Scarcity creates sanctions; abundance encourages altruism. When your plate is empty, you are inclined to see eaters as sinners; when your plate is full, gluttony looks fine. In a Catholic country like France, the new plenty helped promote a more relaxed idea of pleasure. The second change, linked to the end of famine, was that enjoying food for its own sake came to be regarded not as an instance of gluttony but a virtue of its own. So the sudden release from the bonds of guilt creates an exhalation of pleasure. “Luxury” suddenly looks like life. Voltaire wrote a poem about this change called “The Man of the World,” in which he tries to show that everything once called superfluous can be seen as truly needed. Once we accept more than subsistence living, which needs are on the money, which over the top? The pace of freedom quickened, so that by the time that Eugène Sue’s novel The Seven Deadly Sins appeared, in 1848, he could argue that the “sins” are not deadly at all, that they are in truth blessings—and gourmandise one of the best among them. All the people in Sue’s imaginary family are in the food business—butcher, baker, fishmonger, food importer—and they all come together in the end to celebrate the good things that come from a life devoted to what would have once been called gluttony. From seeing the table as the enemy of virtue to pressing the glutton button at will—few alterations in human consciousness have been larger, or taken place over less time. It was a world changing its mind, as much as cooks changing places, that made Paris the capital of food, and caused the invention of the thing that we call French cooking.

There was still another distinction in the Parisian instance, this one built into the fact of food. Citing classical models had long been the best way to affirm the importance of a new thing. But everyone could sense that the way that Romans and Greeks ate, at least as recorded in their literature, was no way anyone wanted to eat now. The food of the ancient Romans—swans stuffed with live larks, and then refunded in a vomitorium—already seemed too odd to imitate.

While Carême looks back to classical architectural models for his grand pièces montées , his ideas about the food itself are empirical, practical, and inductive—thought from the bottom up rather than imposed from a noble past. His cookbook begins with the pot-au-feu—the simple braised beef that is still one of the best good things in the French kitchen—which he recognizes as the source of stocks, and he treats it to a chemical analysis. What remained of “Roman” spices—that heady, intoxicating play of ginger and pepper and cinnamon—was banished, too, and replaced by “no high spiced sauces, no dark brown gravies… every meat presented its own natural aroma, every vegetable its own shade of verdure.” Whatever eating was to be, we were going to have to make it up. The scene was probably more open for innovation in cooking than in almost any other field. There are times in the history of culture when the “minor” arts lead the major; the Dutch designer Rietveld’s chairs were “abstract” studies in primary colors before Mondrian learned from him and made it art. Cooking was the first of the modern arts to do entirely without classical sanction and the first to claim it modeled itself on nature alone—and, to a reasonable degree, it actually did so. At Carême’s table you could eat chicken with chervil even before, at Corot’s easel, you could see Italy as it was.

* * *

Morals change, then meals; desires drive our diets. Of all the new jobs that the new scene made, the most potent was that of the chronicler of changing desires, the pro food writer—the “gastronomic journalist.” The emergence of journalists, with their natural affinity for eating, was one of the events of the day. Journalists, Grimod de La Reynière tells us, are all big eaters and drinkers: “recognizable by their apoplectic throats, their bushy mustaches, and their puffy bibulous visages.”

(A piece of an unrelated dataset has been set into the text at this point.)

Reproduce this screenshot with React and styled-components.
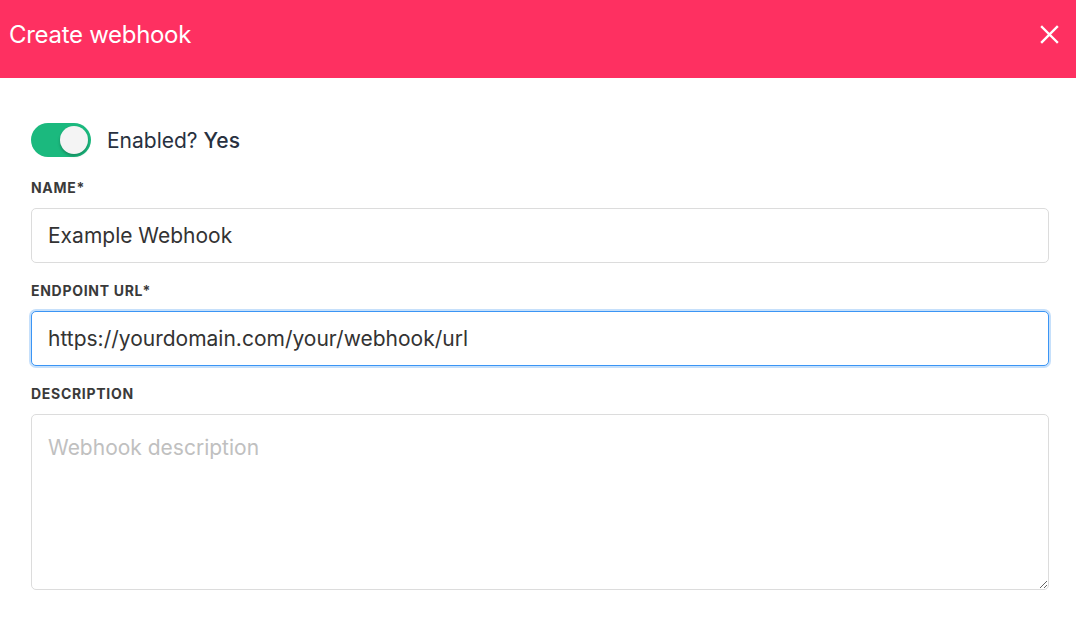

It was Brillat-Savarin, the wandering French food lover and exile of the mixed-up Napoleonic and post-Napoleonic period, long resident in the newborn United States, who wrote the first great book about taste and why it matters, that famous 1825 Physiology of Taste . Brillat-Savarin’s book was, or seemed to be, one of the first rule books, the first attempts to put “gastronomy”—the word he made famous—on a semiscientific basis: to make the serious study of cooking and eating one more of the Enlightenment’s subjects, to be pinned in an encyclopedia. Yet though his tone was mock-scientific, his purpose was humane—he was an expatriate essayist, poor guy—and his theme was simple. For Brillat-Savarin, gastronomy is the great adventure of desire. Its subject is simple: the table is the place where a need becomes a want. Something we have to do—eat—becomes something we care to do—dine—and then something we care to do becomes something we try to do with grace. Eating together is the civilizing act. We take urges, and tame them into tastes.

Brillat-Savarin wasn’t really writing an encyclopedia of sensations; he was writing a book on the reach of pleasures. We chew with our molars, but eat with our minds. “The pleasure of the table is a reflected sensation, originating in various facts, places, things and persons [taking in] all the modifications of society which extreme sociability has introduced among us: love, friendship, business, speculation, power, ambition, and intrigue, all enhance conviviality.” His allied subject was sex, which also began with a gasp and was tamed into a game. “I observe with pride, that gourmandise and coquettery, the two great modifications which society has effected in our imperious wants, are both of French origin,” he wrote. Flirtation, like good cooking, was the way impulse submitted to social discipline—manners.